Los recuerdos se centran en aquellos días de noviembre, tenían doce años, en que les pillaron traficando en el colegio con revistas guarras y aquel jueves en que iban a ser castigados pero no hubo clase porque Franco había muerto de madrugada. Y, luego, en la campaña electoral, la segunda, de marzo de 1979. Para esa primavera Ignacio ya había iniciado el camino que, por el sendero de la droga, convocaría a todos en el funeral del 96.

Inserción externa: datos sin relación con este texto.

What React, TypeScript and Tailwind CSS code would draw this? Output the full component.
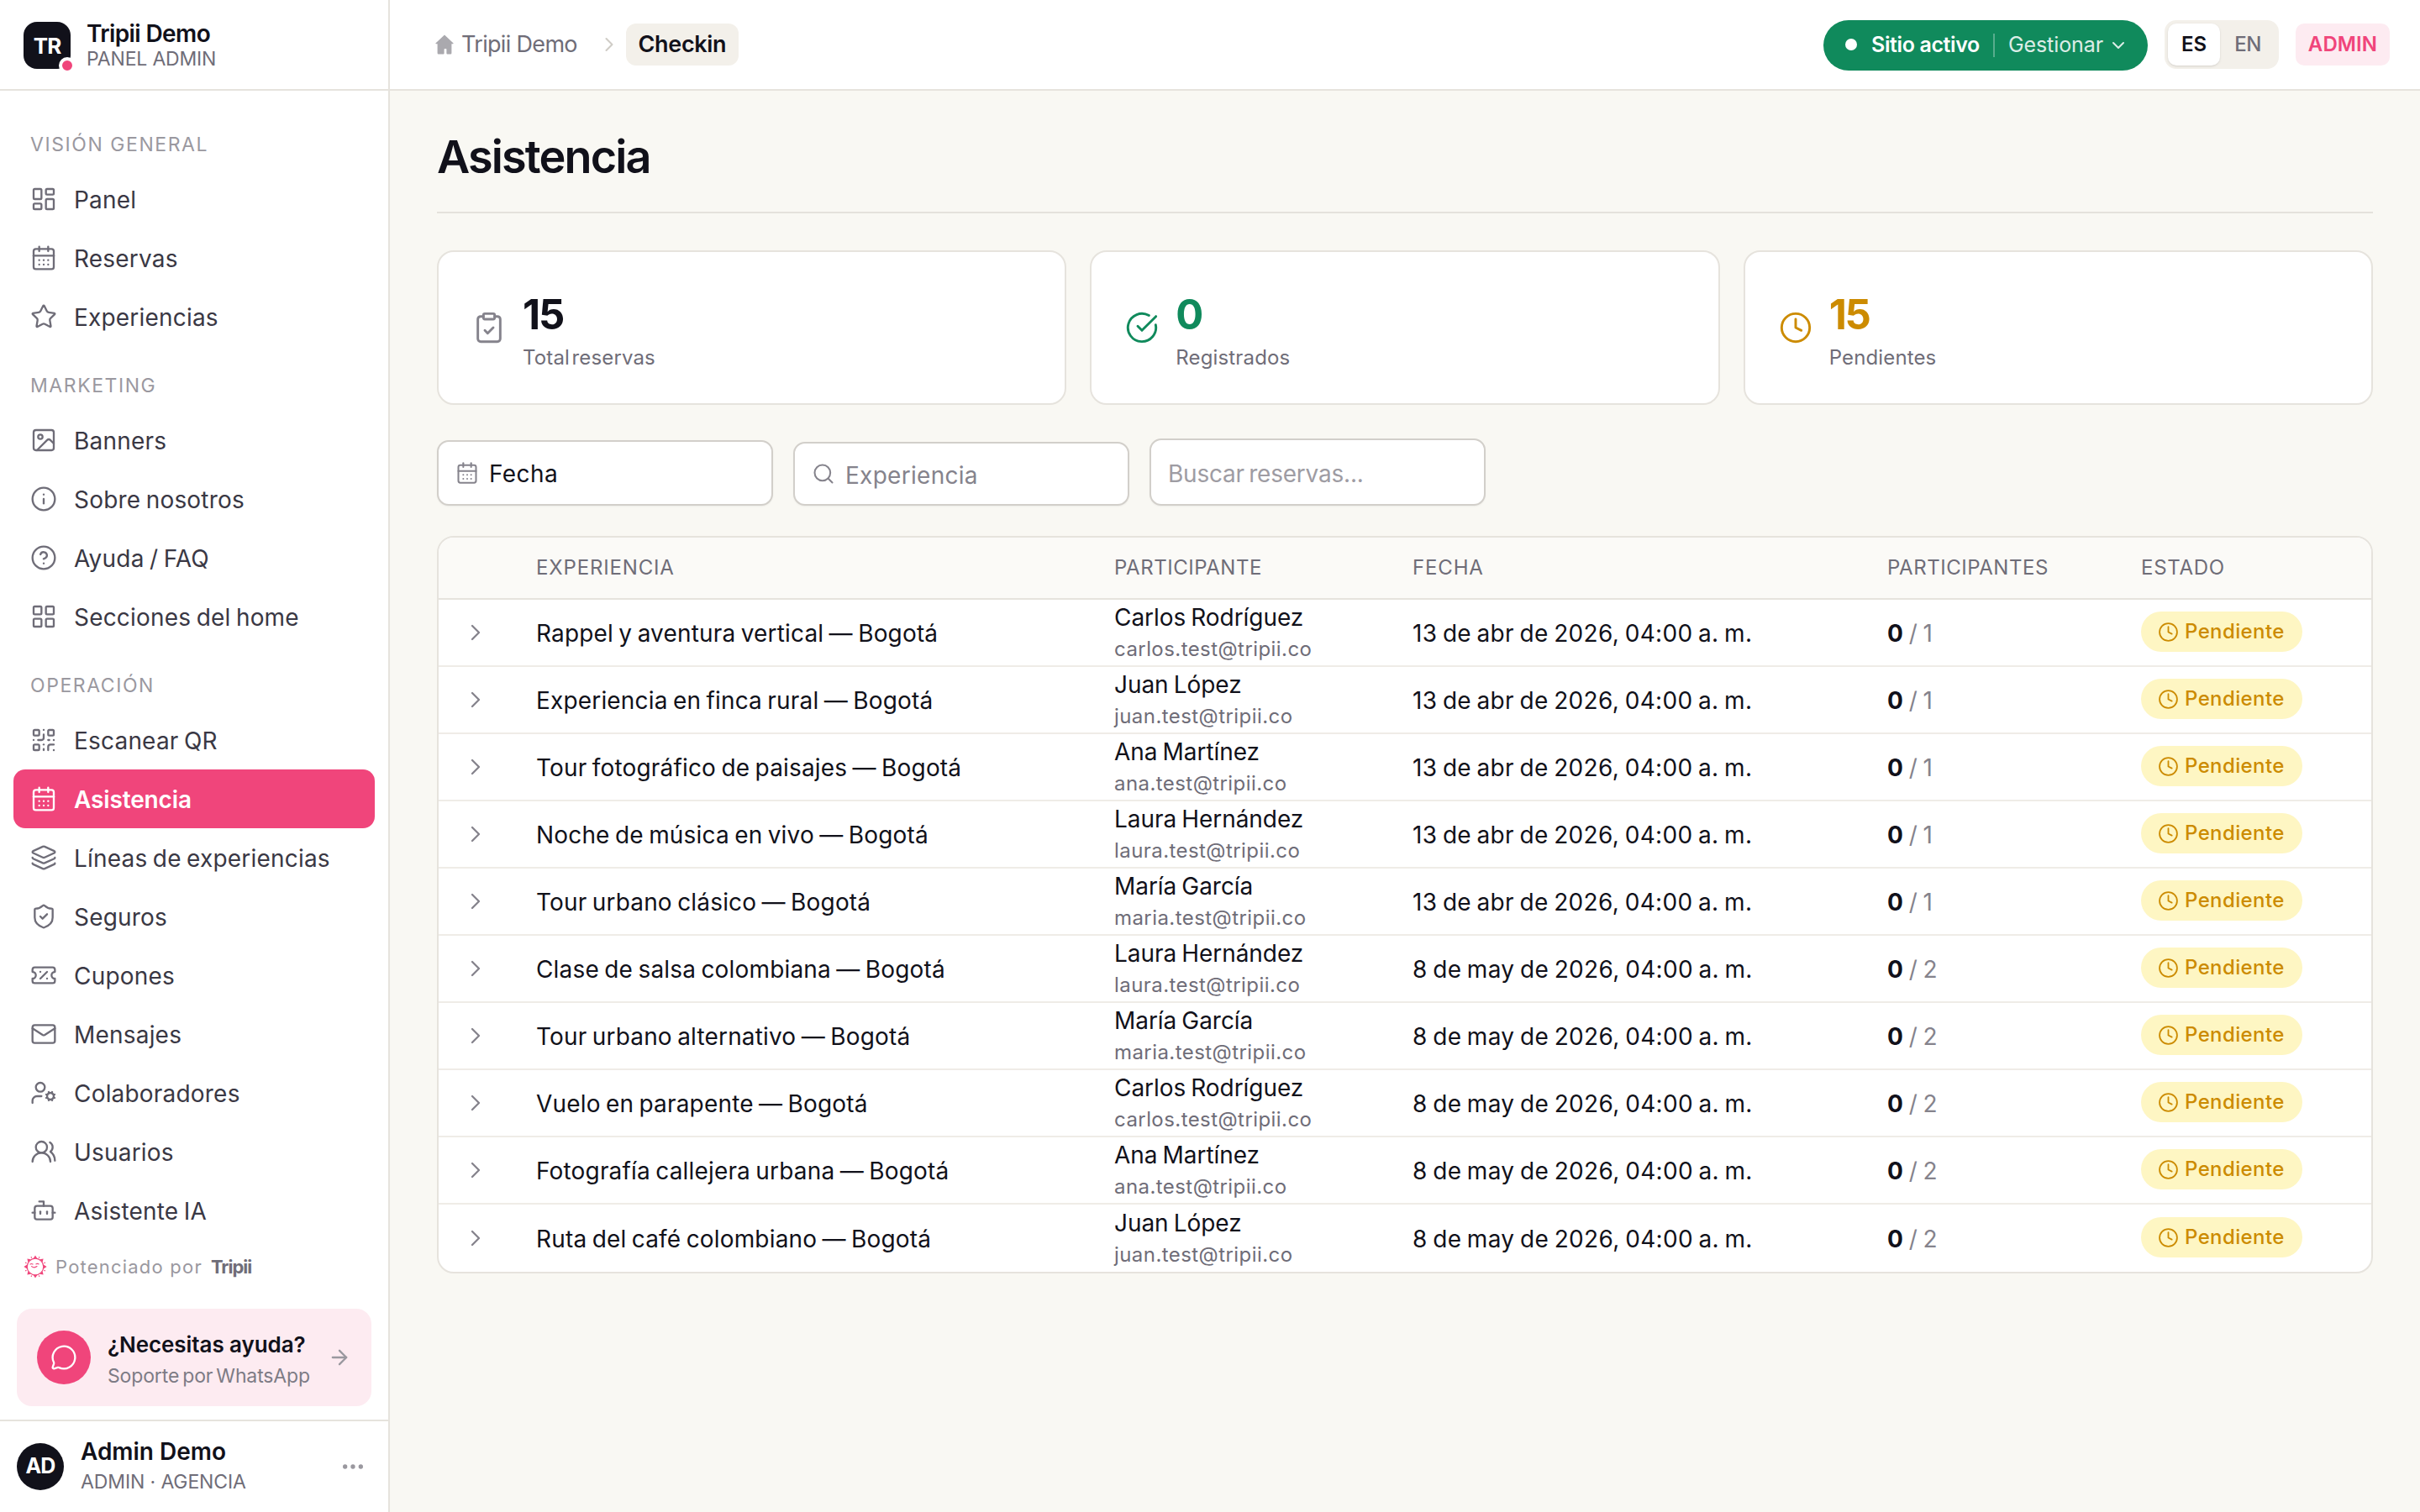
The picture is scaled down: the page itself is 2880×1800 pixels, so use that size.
import React from 'react';
import {
  ArrowRight,
  Bot,
  CalendarDays,
  ChevronDown,
  ChevronRight,
  CircleCheckBig,
  CircleQuestionMark,
  ClipboardCheck,
  Clock,
  Ellipsis,
  Image,
  Info,
  Layers,
  LayoutDashboard,
  LayoutGrid,
  Mail,
  MessageCircle,
  QrCode,
  Search,
  ShieldCheck,
  Star,
  TicketPercent,
  UserCog,
  UsersRound,
  type LucideIcon,
} from 'lucide-react';

interface NavItem {
  label: string;
  icon: LucideIcon;
  active?: boolean;
}

interface NavSection {
  title: string;
  items: NavItem[];
}

interface Booking {
  experience: string;
  name: string;
  email: string;
  date: string;
  total: number;
}

const NAV: NavSection[] = [
  {
    title: 'VISIÓN GENERAL',
    items: [
      { label: 'Panel', icon: LayoutDashboard },
      { label: 'Reservas', icon: CalendarDays },
      { label: 'Experiencias', icon: Star },
    ],
  },
  {
    title: 'MARKETING',
    items: [
      { label: 'Banners', icon: Image },
      { label: 'Sobre nosotros', icon: Info },
      { label: 'Ayuda / FAQ', icon: CircleQuestionMark },
      { label: 'Secciones del home', icon: LayoutGrid },
    ],
  },
  {
    title: 'OPERACIÓN',
    items: [
      { label: 'Escanear QR', icon: QrCode },
      { label: 'Asistencia', icon: CalendarDays, active: true },
      { label: 'Líneas de experiencias', icon: Layers },
      { label: 'Seguros', icon: ShieldCheck },
      { label: 'Cupones', icon: TicketPercent },
      { label: 'Mensajes', icon: Mail },
      { label: 'Colaboradores', icon: UserCog },
      { label: 'Usuarios', icon: UsersRound },
      { label: 'Asistente IA', icon: Bot },
    ],
  },
];

const APRIL = '13 de abr de 2026, 04:00 a. m.';
const MAY = '8 de may de 2026, 04:00 a. m.';

const BOOKINGS: Booking[] = [
  { experience: 'Rappel y aventura vertical — Bogotá', name: 'Carlos Rodríguez', email: 'carlos.test@tripii.co', date: APRIL, total: 1 },
  { experience: 'Experiencia en finca rural — Bogotá', name: 'Juan López', email: 'juan.test@tripii.co', date: APRIL, total: 1 },
  { experience: 'Tour fotográfico de paisajes — Bogotá', name: 'Ana Martínez', email: 'ana.test@tripii.co', date: APRIL, total: 1 },
  { experience: 'Noche de música en vivo — Bogotá', name: 'Laura Hernández', email: 'laura.test@tripii.co', date: APRIL, total: 1 },
  { experience: 'Tour urbano clásico — Bogotá', name: 'María García', email: 'maria.test@tripii.co', date: APRIL, total: 1 },
  { experience: 'Clase de salsa colombiana — Bogotá', name: 'Laura Hernández', email: 'laura.test@tripii.co', date: MAY, total: 2 },
  { experience: 'Tour urbano alternativo — Bogotá', name: 'María García', email: 'maria.test@tripii.co', date: MAY, total: 2 },
  { experience: 'Vuelo en parapente — Bogotá', name: 'Carlos Rodríguez', email: 'carlos.test@tripii.co', date: MAY, total: 2 },
  { experience: 'Fotografía callejera urbana — Bogotá', name: 'Ana Martínez', email: 'ana.test@tripii.co', date: MAY, total: 2 },
  { experience: 'Ruta del café colombiano — Bogotá', name: 'Juan López', email: 'juan.test@tripii.co', date: MAY, total: 2 },
];

const SunLogo: React.FC = () => (
  <svg width="28" height="28" viewBox="0 0 28 28" fill="none" stroke="#f0457b" className="shrink-0">
    <circle cx="14" cy="14" r="9.8" strokeWidth="1.2" />
    {[0, 45, 90, 135, 180, 225, 270, 315].map((a) => (
      <path key={a} d="M11.6 4.2 14 .4l2.4 3.8z" fill="#f0457b" stroke="none" transform={`rotate(${a} 14 14)`} />
    ))}
    {[22.5, 67.5, 112.5, 157.5, 202.5, 247.5, 292.5, 337.5].map((a) => (
      <path key={a} d="M14 1.2v1.4" strokeWidth="1.3" transform={`rotate(${a} 14 14)`} />
    ))}
    <path d="M8 11q1.5-1 3 0M15 10.8q1.5-1 3 0M9.6 13.6q3 2.6 6.400 0" strokeWidth="1.2" strokeLinecap="round" />
  </svg>
);

const HomeIcon: React.FC = () => (
  <svg width="22" height="24" viewBox="0 0 22 24" fill="#aaa9ae" className="shrink-0">
    <path d="M11 .6 21.6 10.4q.3.8-.6.8h-1.6v11q0 1.2-1.200 1.200h-3.800q-1 0-1-1v-4.600q0-.8-.8-.8h-1.200q-.8 0-.8.8v4.600q0 1-1 1H3.800q-1.200 0-1.200-1.200v-11H1q-.9 0-.6-.8z" />
  </svg>
);

const Sidebar: React.FC = () => (
  <aside className="w-[464px] h-full shrink-0 bg-white border-r-2 border-[#e6e3dd] flex flex-col">
    <div className="h-[108px] shrink-0 border-b-2 border-[#e6e3dd] flex items-center px-7 gap-[19px]">
      <div className="relative size-14 mt-[2px] rounded-[16px] bg-[#11111a] text-white flex items-center justify-center text-[26px] font-bold tracking-[-0.04em]">
        TR
        <span className="absolute -right-0.5 -bottom-0.5 translate-x-1 translate-y-1 size-5 rounded-full bg-[#f0457b] border-4 border-white" />
      </div>
      <div className="flex flex-col pt-[2px]">
        <span className="text-[28px] leading-[32px] font-[590] tracking-[-0.022em] text-[#11111a]">Tripii Demo</span>
        <span className="text-[23px] leading-[28px] tracking-[-0.008em] text-[#6f6d78]">PANEL ADMIN</span>
      </div>
    </div>

    <nav className="flex flex-col px-4 pt-[17px]">
      {NAV.map((section) => (
        <div key={section.title} className="flex flex-col">
          <h3 className="h-[77px] pt-[31px] pl-5 text-[23px] leading-[33px] tracking-[0.068em] text-[#9a989f]">{section.title}</h3>
          {section.items.map(({ label, icon: Icon, active }) => (
            <a
              key={label}
              className={`h-[70px] px-5 flex items-center gap-5 rounded-[14px] text-[28px] [word-spacing:-0.06em] ${
                active ? 'bg-[#f0457b] text-white font-[570] tracking-[-0.005em]' : 'text-[#3a3844] tracking-[0.007em]'
              }`}
            >
              <Icon size={32} strokeWidth={1.75} className={active ? 'text-white' : 'text-[#6f6d78]'} />
              <span className="pt-[1px]">{label}</span>
            </a>
          ))}
        </div>
      ))}
    </nav>

    <div className="mt-auto flex items-center px-7 h-7 mb-9">
      <SunLogo />
      <span className="ml-[10px] text-[22px] tracking-[0.055em] text-[#9a989f]">Potenciado por</span>
      <span className="ml-[10px] text-[22px] font-bold tracking-[-0.045em] text-[#6f6d78]">Tripii</span>
    </div>

    <div className="mx-5 mb-4 h-[116px] w-[422px] shrink-0 rounded-[18px] bg-[#fdebf1] flex items-center px-6">
      <div className="size-16 rounded-full bg-[#f0457b] flex items-center justify-center text-white">
        <MessageCircle size={32} strokeWidth={1.75} />
      </div>
      <div className="ml-5 flex flex-col pt-[6px]">
        <span className="text-[26px] leading-[37px] font-[580] tracking-[-0.003em] text-[#11111a]">¿Necesitas ayuda?</span>
        <span className="text-[23px] leading-[38px] tracking-[-0.006em] [word-spacing:-0.1em] text-[#7d7b85]">Soporte por WhatsApp</span>
      </div>
      <ArrowRight size={28} strokeWidth={2} className="ml-auto text-[#9a989f]" />
    </div>

    <div className="h-[110px] shrink-0 border-t-2 border-[#e6e3dd] flex items-center pl-5 pr-[26px]">
      <div className="size-14 rounded-full bg-[#11111a] text-white text-[25px] font-bold tracking-[-0.03em] flex items-center justify-center">AD</div>
      <div className="ml-5 flex flex-col">
        <span className="text-[28px] leading-[35px] font-[580] tracking-[-0.001em] text-[#11111a]">Admin Demo</span>
        <span className="text-[23px] leading-[36px] tracking-[-0.005em] text-[#6f6d78]">ADMIN · AGENCIA</span>
      </div>
      <Ellipsis size={32} strokeWidth={2} className="ml-auto text-[#9a989f]" />
    </div>
  </aside>
);

const Header: React.FC = () => (
  <header className="h-[108px] shrink-0 bg-white border-b-2 border-[#e6e3dd] flex items-center justify-between pl-[54px] pr-9">
    <div className="flex items-center">
      <HomeIcon />
      <span className="ml-[9px] text-[27px] tracking-[-0.025em] text-[#6f6d78]">Tripii Demo</span>
      <ChevronRight size={28} strokeWidth={1.75} className="ml-[24px] text-[#cfccc6]" />
      <span className="ml-[6px] h-[50px] w-[134px] rounded-[12px] bg-[#f3f0ea] flex items-center justify-center text-[27px] font-[570] tracking-[-0.012em] text-[#11111a]">
        Checkin
      </span>
    </div>
    <div className="flex items-center">
      <button className="mt-[2px] h-[60px] w-[386px] rounded-full bg-[#108a5c] text-white flex items-center pl-[26px]">
        <span className="-mt-[2px] size-[14px] rounded-full bg-white" />
        <span className="ml-[17px] text-[25px] font-[560] tracking-[-0.015em]">Sitio activo</span>
        <span className="ml-4 h-7 w-[2px] bg-white/30" />
        <span className="ml-[16px] text-[25px] tracking-[-0.003em] text-white/85">Gestionar</span>
        <ChevronDown size={24} strokeWidth={2} className="ml-[6px] text-white/85" />
      </button>
      <div className="ml-5 h-[58px] w-[136px] rounded-[14px] bg-[#f3f0ea] flex items-center p-1 text-[24px]">
        <span className="h-[50px] w-[62px] rounded-[10px] bg-white shadow-sm flex items-center justify-center font-[570] text-[#11111a]">ES</span>
        <span className="flex-1 text-center font-medium tracking-[-0.02em] text-[#6f6d78]">EN</span>
      </div>
      <span className="ml-5 h-[50px] w-[112px] rounded-[10px] bg-[#fdebf1] flex items-center justify-center text-[24px] font-[560] tracking-[0.004em] text-[#f0457b]">
        ADMIN
      </span>
    </div>
  </header>
);

interface StatCardProps {
  value: number;
  label: string;
  icon: LucideIcon;
  iconClass: string;
  valueClass: string;
}

const StatCard: React.FC<StatCardProps> = ({ value, label, icon: Icon, iconClass, valueClass }) => (
  <div className="flex-1 h-[184px] rounded-[20px] border-2 border-[#e6e3dd] bg-white flex items-center pl-10 gap-5">
    <Icon size={40} strokeWidth={1.75} className={iconClass} />
    <div className="flex flex-col pt-[9px]">
      <span className={`text-[49px] leading-[62px] font-[650] tracking-[-0.045em] ${valueClass}`}>{value}</span>
      <span className="text-[24px] leading-[40px] tracking-[0.006em] [word-spacing:-0.18em] text-[#6f6d78]">{label}</span>
    </div>
  </div>
);

const COLUMNS = 'grid grid-cols-[116px_688px_355px_565px_302px_1fr]';

const BookingRow: React.FC<{ booking: Booking }> = ({ booking }) => (
  <div className={`${COLUMNS} h-20 items-center border-b-2 border-[#efece7] last:border-b-0 text-[28px] tracking-[0.006em] [word-spacing:-0.06em] text-[#11111a]`}>
    <ChevronRight size={32} strokeWidth={1.75} className="ml-7 text-[#85838c]" />
    <span className="pt-[2px]">{booking.experience}</span>
    <div className="flex flex-col pt-[2px]">
      <span className="leading-[37px] tracking-[-0.002em]">{booking.name}</span>
      <span className="text-[24px] leading-[38px] tracking-[0.018em] text-[#6f6d78]">{booking.email}</span>
    </div>
    <span className="pt-[2px] tracking-[0.012em]">{booking.date}</span>
    <span className="pt-[2px] tracking-[-0.01em] [word-spacing:-0.02em]">
      <b className="font-[650]">0</b>
      <span className="text-[#85838c]"> / {booking.total}</span>
    </span>
    <span className="h-12 w-48 -mt-0.5 rounded-full bg-[#fef6c3] flex items-center pl-5 gap-[7px] text-[24px] font-[550] tracking-[0.016em] text-[#cc8b00]">
      <Clock size={25} strokeWidth={1.75} />
      Pendiente
    </span>
  </div>
);

const App: React.FC = () => (
  <div className="w-[2880px] h-[1800px] overflow-hidden flex bg-[#f9f8f3] font-['Inter','Noto_Sans',sans-serif] whitespace-nowrap">
    <Sidebar />
    <div className="flex-1 flex flex-col">
      <Header />
      <main className="px-14 flex flex-col">
        <h1 className="h-[146px] pt-[12px] border-b-2 border-[#e4e2dc] flex items-center text-[54px] font-[590] tracking-[-0.035em] text-[#11111a]">
          Asistencia
        </h1>

        <section className="mt-11 flex gap-7">
          <StatCard value={15} label="Total reservas" icon={ClipboardCheck} iconClass="text-[#85838c]" valueClass="text-[#11111a]" />
          <StatCard value={0} label="Registrados" icon={CircleCheckBig} iconClass="text-[#108a5c]" valueClass="text-[#108a5c]" />
          <StatCard value={15} label="Pendientes" icon={Clock} iconClass="text-[#cc8b00]" valueClass="text-[#cc8b00]" />
        </section>

        <section className="mt-10 flex items-end gap-6 text-[28px]">
          <div className="w-[400px] h-[78px] rounded-[14px] border-2 border-[#d2cfca] bg-white shadow-xs flex items-center pl-5 gap-[12px] tracking-[0.015em] text-[#11111a]">
            <CalendarDays size={28} strokeWidth={1.75} className="text-[#85838c]" />
            <span className="pt-[2px]">Fecha</span>
          </div>
          <div className="w-[400px] h-[76px] rounded-[14px] border-2 border-[#d2cfca] bg-white shadow-xs flex items-center pl-5 gap-[12px] tracking-[0.01em] text-[#85838c]">
            <Search size={28} strokeWidth={1.75} />
            <span className="pt-[3px]">Experiencia</span>
          </div>
          <div className="w-[400px] h-20 rounded-[14px] border-2 border-[#d2cfca] bg-white shadow-xs flex items-center pl-5 pt-[3px] tracking-[-0.008em] [word-spacing:-0.08em] text-[#9e9ca3]">
            Buscar reservas...
          </div>
        </section>

        <section className="mt-9 rounded-[20px] border-2 border-[#e6e3dd] bg-white overflow-hidden">
          <div className={`${COLUMNS} h-[74px] items-center border-b-2 border-[#e6e3dd] bg-[#fbfaf7] text-[24px] tracking-[0.022em] text-[#6f6d78]`}>
            <span />
            <span className="tracking-[0.035em]">EXPERIENCIA</span>
            <span>PARTICIPANTE</span>
            <span className="tracking-[0.035em]">FECHA</span>
            <span>PARTICIPANTES</span>
            <span className="tracking-[0.03em]">ESTADO</span>
          </div>
          {BOOKINGS.map((booking) => (
            <BookingRow key={booking.experience} booking={booking} />
          ))}
        </section>
      </main>
    </div>
  </div>
);

export default App;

Nos reencontramos en Las transiciones con la prosa exquisita y delicada, de oraciones y párrafos largos, pero al mismo tiempo contenida y sugerente, de Vicente Valero, que conocemos ya de sus anteriores Los extraños y El arte de la fuga. Como Los extraños, otra lectura gozosa que nos habla de asuntos entrañables; la transición a la vida que supone la adolescencia - que, para quienes pertenecemos a la generacíón de Valero, coincidió con la transción de España a la democracia, de manera que el país y nosotros fuimos adolescentes a un tiempo -; los recuerdos de entonces, los amigos de entonces, la separación posterior de los amigos por distintos caminos, el reencuentro con los amigos pasado el tiempo...
El resultado es otro excelente relato en el que Valero vuelve a optar por la brevedad. Sin embargo, y sin caer en el derroche de papel que otros hubieran sacado de esta madeja, queda la sensación de que bien podría Vicente Valero haber profundizado más, sino ya en el recuerdo de la adolescencia en aquellos últimos años setenta, si al menos en cuestiones como; cómo y por qué, inevitablemente, aquellas fuertes amistades se pierden a medida que se bifurcan los caminos, cómo y por qué, azarosamente, los caminos se bifurcan (Ignacio invitó al narrador a unirse a sus nuevos amigos y su nueva vida de motos, drogas y divesión, ¿por qué no le siguió?, ¿cómo determinó eso su vida?), cómo y por qué quisiéramos siempre recuperar a aquellos amigos (el reencuentro es feliz, sugiere Valero, quizá porque lo sitúa en un ámbito insular donde, más o menos, todo el mundo sigue teniendo alguna referencia de todo el mundo, pero ¿cuántas veces cuando ese reencuentro se produce no nos deja la constancia de que no tenemos nada que decirnos con quien nos fue tan íntimo?), cómo y por qué, desgraciadamente, todos sabemos que, aunque huímos de la muerte y tenemos esperanzas de una vida larga, todos sabemos que, digo, no podemos reunir a nuestra clase porque no hay grupo en el que alguno de los viejos amigos no se haya ido al país de la muerte (tomo el verso de Luis Alberto de Cuenca) por culpa de la droga o de un estúpido accidente o una enfermedad fulminante - aquel compañero de pupitre, siempre risueño, confidente de secretos vitales, que reposa ahora junto a Ignacio... -. Nada hay que reprochar a Las transiciones y, sin embargo, nada habría que reprocharle si hubiera envuelto algo más al lector en todo aquello que le sugiere.
Periférica, en su décimo aniversario, ha elegido con acierto Las transiciones para el número cien de su catálogo.